While the final numbers are still being tallied, town officials believe municipal damage stemming from the March 13 storm will cost the town between $290,000 and $350,000

Walker describes this preliminary total as "pretty close" to what he suspects the final damage assessment will be and said he is not optimistic about qualifying for reimbursement aid from the Federal Emergency Management Agency (FEMA).

Last week Gov. M. Jodi Rell requested federal disaster assistance from FEMA that might bring disaster relief dollars to New Canaan.

In order for Rell to receive the requested Presidential Major Disaster Declaration, the state must meet a threshold of $4.39 million in damage and Fairfield County must meet a threshold of $2.85 million in storm damage, according to Brenda Bergeron, legal advisor to the Connecticut Department of Emergency Management and Homeland Security (DEMHS).

A preliminary review by DEMHS estimated that state costs associated with storm damage will amount to more than $7 million.

"If we were using 20 dump trucks, there's a cost associated with that for gas and maintenance," said the town's Emergency Management Director David Jonker, who headed the Emergency Operations Center during and following the storm.

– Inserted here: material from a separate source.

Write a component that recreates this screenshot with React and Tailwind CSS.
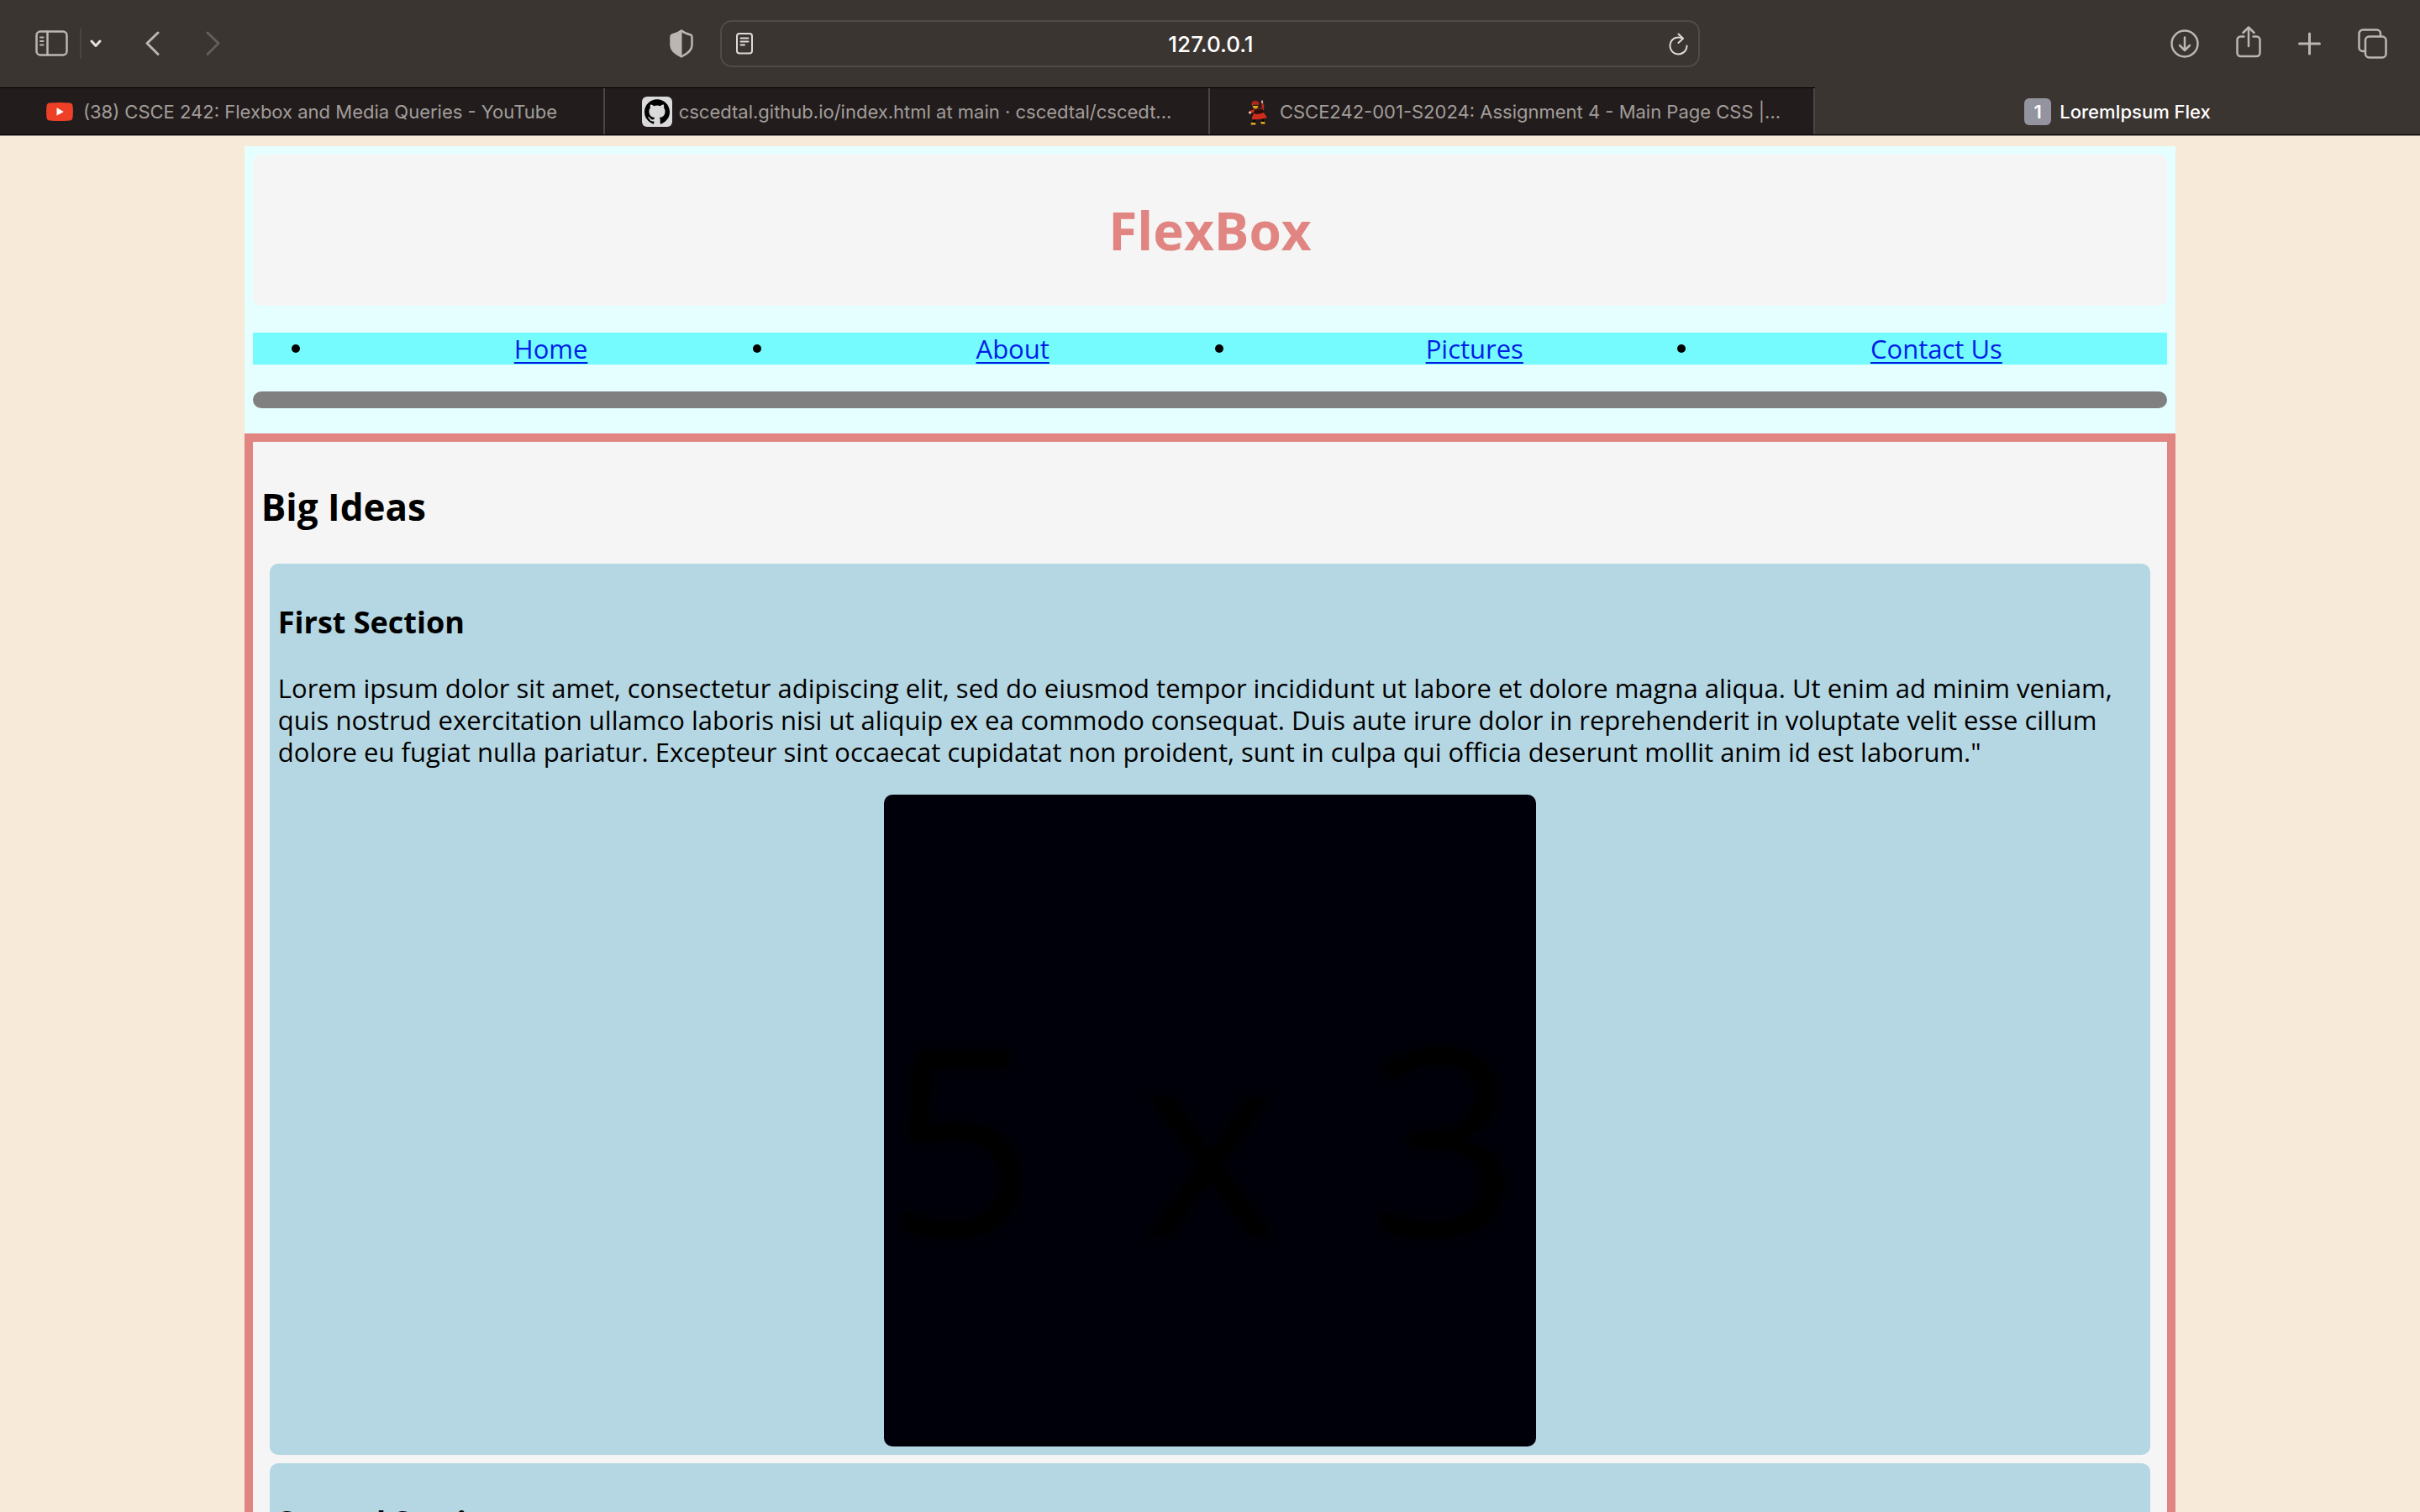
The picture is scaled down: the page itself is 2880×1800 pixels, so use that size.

According to First Selectman Jeb Walker, between $100,000 and $150,000 was funneled to hire outside contractors for cleanup and between $100,000 and $110,000 was spent on unanticipated overtime during the storm. This preliminary figure includes overtime from the police department, the department of public works and all other town agencies, he said.

The town also spent about $50,000 on hauling debris out on town or to the transfer station on the backs of trucks, Walker said.

Damage to town buildings, totaling about $30,000, is concentrated to the New Canaan Nature Center and Lapham Community Center, according to Walker.

There is no town threshold that New Canaan must meet in order for it to be included in the reimbursement if it is awarded, Bergeron said.

FEMA conducted two types of assessments in New Canaan and around Fairfield County this week, according to Bergeron. The first is a public assistance assessment, for which FEMA officials analyze municipal damage to roadways and buildings, she said.

The second assessment FEMA conducts pertains to individual assistance, for which FEMA officials analyze the damage to private residences and individual households, according to Bergeron.

"You have to show 100 homes [in the county] with major damage, and that means you can't live there," Bergeron said.

Walker said there are four or five homes in New Canaan with major damage.

"If a tree falls on your house and you have insurance, then you're probably not going to get money from FEMA," Bergeron said. "It's for damage that is uninsured or under-insured."

Other towns slated to receive visits from FEMA officials this week include Darien, Greenwich, Norwalk, Stamford, Westport, Stratford, Bridgeport, Fairfield and West Haven.

Ultimately the State of Connecticut will submit a report to FEMA with a complete damage assessment, according to FEMA spokesperson Suzanne Novak. If the regional storm damage meets the state and county thresholds, President Obama will receive a report and decide whether to grant aid to Connecticut, she said.

"There is little doubt in my mind that FEMA will see what I saw: a region battered by a storm more severe than any in recent memory," Rell said. "Thousands of trees were damaged or uprooted, hundreds of homes and cars were damaged and nearly 100,000 people were left without power -- some for as long as six days after the storm."